= EXERCISE OBJECTIVE =
Count how many lines in this material contain "React". The answer is that number alone.

= INFORMATION SUPPLIED =
^^^^^^^^

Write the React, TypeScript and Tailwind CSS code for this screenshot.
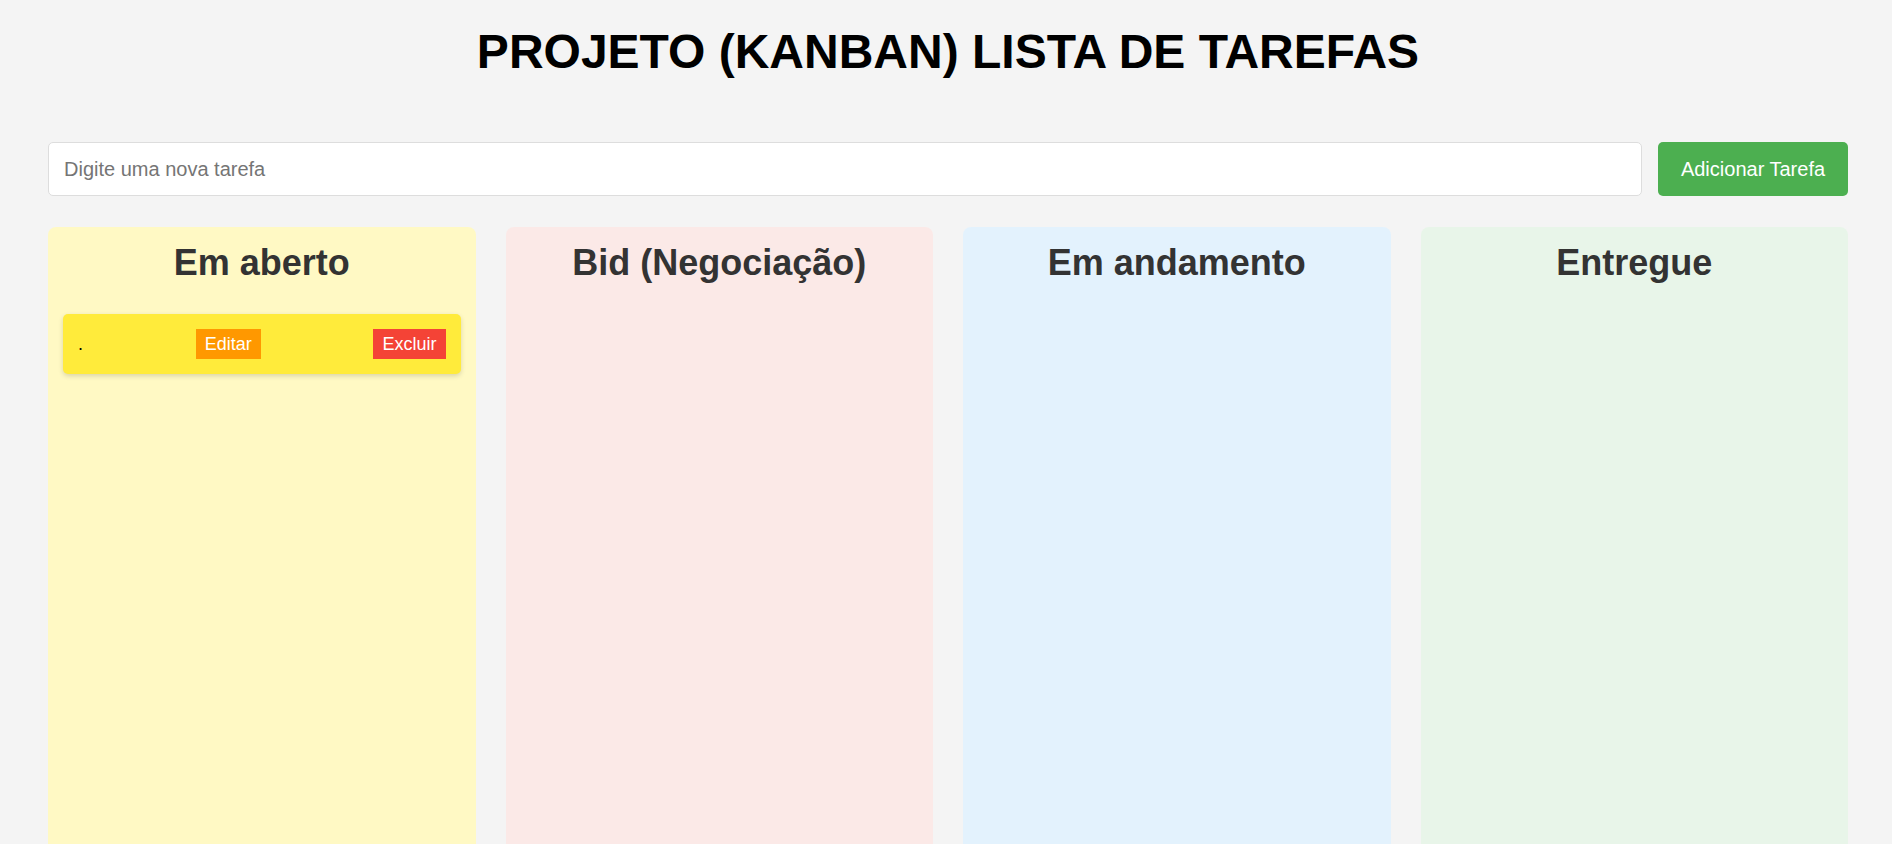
import React from 'react';

type Task = { id: number; text: string };

const columns = [
  { title: 'Em aberto', bg: 'bg-[#fff9c4]' },
  { title: 'Bid (Negociação)', bg: 'bg-[#fbe9e7]' },
  { title: 'Em andamento', bg: 'bg-[#e3f2fd]' },
  { title: 'Entregue', bg: 'bg-[#e8f5e9]' },
];

const tasks: Record<string, Task[]> = {
  'Em aberto': [{ id: 1, text: '.' }],
};

const TaskCard: React.FC<{ task: Task }> = ({ task }) => (
  <div className="flex items-center justify-between rounded-[5px] bg-[#ffeb3b] p-[15px] shadow-[0_2px_5px_rgba(0,0,0,0.15)]">
    <span className="text-[18px] text-black">{task.text}</span>
    <button className="bg-[#ff9800] px-[9px] py-[4px] text-[18px] leading-[22px] text-white">Editar</button>
    <button className="bg-[#f44336] px-[9px] py-[4px] text-[18px] leading-[22px] text-white">Excluir</button>
  </div>
);

export default function App() {
  return (
    <div className="min-h-screen bg-[#f4f4f4] pl-[48px] pr-[44px] font-['Liberation_Sans',Arial,sans-serif]">
      <h1 className="pt-[25px] text-center text-[48px] font-bold leading-[54px] text-black">
        PROJETO (KANBAN) LISTA DE TAREFAS
      </h1>

      {/* Nova tarefa */}
      <div className="mt-[63px] flex gap-[16px]">
        <input
          type="text"
          placeholder="Digite uma nova tarefa"
          className="h-[54px] flex-1 rounded-[5px] border border-[#dddddd] bg-white px-[15px] text-[20px] outline-none placeholder:text-[#757575]"
        />
        <button className="h-[54px] w-[190px] rounded-[5px] bg-[#4caf50] text-[20px] text-white">
          Adicionar Tarefa
        </button>
      </div>

      {/* Colunas */}
      <div className="mt-[31px] grid grid-cols-4 gap-[30px]">
        {columns.map((col) => (
          <div key={col.title} className={`min-h-[700px] rounded-[8px] p-[15px] ${col.bg}`}>
            <h2 className="mb-[31px] text-center text-[36px] font-bold leading-[41px] text-[#333333]">{col.title}</h2>
            <div className="flex flex-col gap-[10px]">
              {(tasks[col.title] || []).map((t) => (
                <TaskCard key={t.id} task={t} />
              ))}
            </div>
          </div>
        ))}
      </div>
    </div>
  );
}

^^^^^^^^

= WORKED SOLUTION =
3